• **GIVEN REQUEST**: Return the whole listing exactly as it stands.

____ INFORMATION SUPPLIED

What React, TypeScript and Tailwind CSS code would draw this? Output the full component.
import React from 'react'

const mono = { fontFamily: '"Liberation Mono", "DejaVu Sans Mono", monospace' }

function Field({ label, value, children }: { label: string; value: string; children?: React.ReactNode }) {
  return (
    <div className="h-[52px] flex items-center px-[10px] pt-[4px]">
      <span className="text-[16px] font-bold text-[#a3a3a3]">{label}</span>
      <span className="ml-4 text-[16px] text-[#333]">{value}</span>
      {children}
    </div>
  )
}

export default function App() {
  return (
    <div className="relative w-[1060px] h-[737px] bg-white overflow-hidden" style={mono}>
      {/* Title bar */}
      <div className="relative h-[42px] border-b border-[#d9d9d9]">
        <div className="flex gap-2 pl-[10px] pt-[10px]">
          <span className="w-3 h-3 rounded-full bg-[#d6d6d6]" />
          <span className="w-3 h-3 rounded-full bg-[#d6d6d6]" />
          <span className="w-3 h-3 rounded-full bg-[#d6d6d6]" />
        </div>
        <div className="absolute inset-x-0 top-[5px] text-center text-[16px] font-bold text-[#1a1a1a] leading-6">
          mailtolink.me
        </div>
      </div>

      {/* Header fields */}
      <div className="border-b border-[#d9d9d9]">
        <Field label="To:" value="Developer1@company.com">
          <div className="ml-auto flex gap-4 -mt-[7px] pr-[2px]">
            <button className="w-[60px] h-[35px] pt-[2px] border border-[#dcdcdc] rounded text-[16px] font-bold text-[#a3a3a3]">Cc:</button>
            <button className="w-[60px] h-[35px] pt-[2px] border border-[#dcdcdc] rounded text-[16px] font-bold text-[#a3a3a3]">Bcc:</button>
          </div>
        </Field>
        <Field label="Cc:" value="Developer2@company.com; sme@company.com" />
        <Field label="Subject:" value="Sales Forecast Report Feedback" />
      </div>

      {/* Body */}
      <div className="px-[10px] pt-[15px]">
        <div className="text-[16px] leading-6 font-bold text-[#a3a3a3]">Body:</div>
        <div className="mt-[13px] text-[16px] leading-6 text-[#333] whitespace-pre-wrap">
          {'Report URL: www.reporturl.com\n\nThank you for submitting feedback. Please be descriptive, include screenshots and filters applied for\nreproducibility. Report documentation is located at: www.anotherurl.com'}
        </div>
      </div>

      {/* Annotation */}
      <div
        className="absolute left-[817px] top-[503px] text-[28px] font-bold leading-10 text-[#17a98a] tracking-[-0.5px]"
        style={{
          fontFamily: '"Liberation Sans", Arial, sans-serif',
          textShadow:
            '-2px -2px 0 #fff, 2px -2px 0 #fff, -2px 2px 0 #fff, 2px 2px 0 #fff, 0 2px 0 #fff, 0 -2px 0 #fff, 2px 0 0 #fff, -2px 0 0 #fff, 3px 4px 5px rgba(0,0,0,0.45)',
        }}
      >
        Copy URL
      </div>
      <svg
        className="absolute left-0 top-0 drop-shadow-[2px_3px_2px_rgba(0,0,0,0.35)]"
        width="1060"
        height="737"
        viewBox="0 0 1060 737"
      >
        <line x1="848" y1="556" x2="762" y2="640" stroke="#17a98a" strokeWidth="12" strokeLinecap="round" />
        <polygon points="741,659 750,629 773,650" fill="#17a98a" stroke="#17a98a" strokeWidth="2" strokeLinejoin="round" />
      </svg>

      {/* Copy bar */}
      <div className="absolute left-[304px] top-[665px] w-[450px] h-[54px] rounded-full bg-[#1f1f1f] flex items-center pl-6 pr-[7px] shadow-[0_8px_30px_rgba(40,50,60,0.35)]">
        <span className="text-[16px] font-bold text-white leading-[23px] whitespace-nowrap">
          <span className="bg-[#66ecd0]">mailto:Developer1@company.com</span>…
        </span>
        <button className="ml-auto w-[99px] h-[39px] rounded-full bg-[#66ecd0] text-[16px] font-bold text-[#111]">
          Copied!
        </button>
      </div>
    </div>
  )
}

________

• **SOLUTION FOR THIS TASK**:
What React, TypeScript and Tailwind CSS code would draw this? Output the full component.
import React from 'react'

const mono = { fontFamily: '"Liberation Mono", "DejaVu Sans Mono", monospace' }

function Field({ label, value, children }: { label: string; value: string; children?: React.ReactNode }) {
  return (
    <div className="h-[52px] flex items-center px-[10px] pt-[4px]">
      <span className="text-[16px] font-bold text-[#a3a3a3]">{label}</span>
      <span className="ml-4 text-[16px] text-[#333]">{value}</span>
      {children}
    </div>
  )
}

export default function App() {
  return (
    <div className="relative w-[1060px] h-[737px] bg-white overflow-hidden" style={mono}>
      {/* Title bar */}
      <div className="relative h-[42px] border-b border-[#d9d9d9]">
        <div className="flex gap-2 pl-[10px] pt-[10px]">
          <span className="w-3 h-3 rounded-full bg-[#d6d6d6]" />
          <span className="w-3 h-3 rounded-full bg-[#d6d6d6]" />
          <span className="w-3 h-3 rounded-full bg-[#d6d6d6]" />
        </div>
        <div className="absolute inset-x-0 top-[5px] text-center text-[16px] font-bold text-[#1a1a1a] leading-6">
          mailtolink.me
        </div>
      </div>

      {/* Header fields */}
      <div className="border-b border-[#d9d9d9]">
        <Field label="To:" value="Developer1@company.com">
          <div className="ml-auto flex gap-4 -mt-[7px] pr-[2px]">
            <button className="w-[60px] h-[35px] pt-[2px] border border-[#dcdcdc] rounded text-[16px] font-bold text-[#a3a3a3]">Cc:</button>
            <button className="w-[60px] h-[35px] pt-[2px] border border-[#dcdcdc] rounded text-[16px] font-bold text-[#a3a3a3]">Bcc:</button>
          </div>
        </Field>
        <Field label="Cc:" value="Developer2@company.com; sme@company.com" />
        <Field label="Subject:" value="Sales Forecast Report Feedback" />
      </div>

      {/* Body */}
      <div className="px-[10px] pt-[15px]">
        <div className="text-[16px] leading-6 font-bold text-[#a3a3a3]">Body:</div>
        <div className="mt-[13px] text-[16px] leading-6 text-[#333] whitespace-pre-wrap">
          {'Report URL: www.reporturl.com\n\nThank you for submitting feedback. Please be descriptive, include screenshots and filters applied for\nreproducibility. Report documentation is located at: www.anotherurl.com'}
        </div>
      </div>

      {/* Annotation */}
      <div
        className="absolute left-[817px] top-[503px] text-[28px] font-bold leading-10 text-[#17a98a] tracking-[-0.5px]"
        style={{
          fontFamily: '"Liberation Sans", Arial, sans-serif',
          textShadow:
            '-2px -2px 0 #fff, 2px -2px 0 #fff, -2px 2px 0 #fff, 2px 2px 0 #fff, 0 2px 0 #fff, 0 -2px 0 #fff, 2px 0 0 #fff, -2px 0 0 #fff, 3px 4px 5px rgba(0,0,0,0.45)',
        }}
      >
        Copy URL
      </div>
      <svg
        className="absolute left-0 top-0 drop-shadow-[2px_3px_2px_rgba(0,0,0,0.35)]"
        width="1060"
        height="737"
        viewBox="0 0 1060 737"
      >
        <line x1="848" y1="556" x2="762" y2="640" stroke="#17a98a" strokeWidth="12" strokeLinecap="round" />
        <polygon points="741,659 750,629 773,650" fill="#17a98a" stroke="#17a98a" strokeWidth="2" strokeLinejoin="round" />
      </svg>

      {/* Copy bar */}
      <div className="absolute left-[304px] top-[665px] w-[450px] h-[54px] rounded-full bg-[#1f1f1f] flex items-center pl-6 pr-[7px] shadow-[0_8px_30px_rgba(40,50,60,0.35)]">
        <span className="text-[16px] font-bold text-white leading-[23px] whitespace-nowrap">
          <span className="bg-[#66ecd0]">mailto:Developer1@company.com</span>…
        </span>
        <button className="ml-auto w-[99px] h-[39px] rounded-full bg-[#66ecd0] text-[16px] font-bold text-[#111]">
          Copied!
        </button>
      </div>
    </div>
  )
}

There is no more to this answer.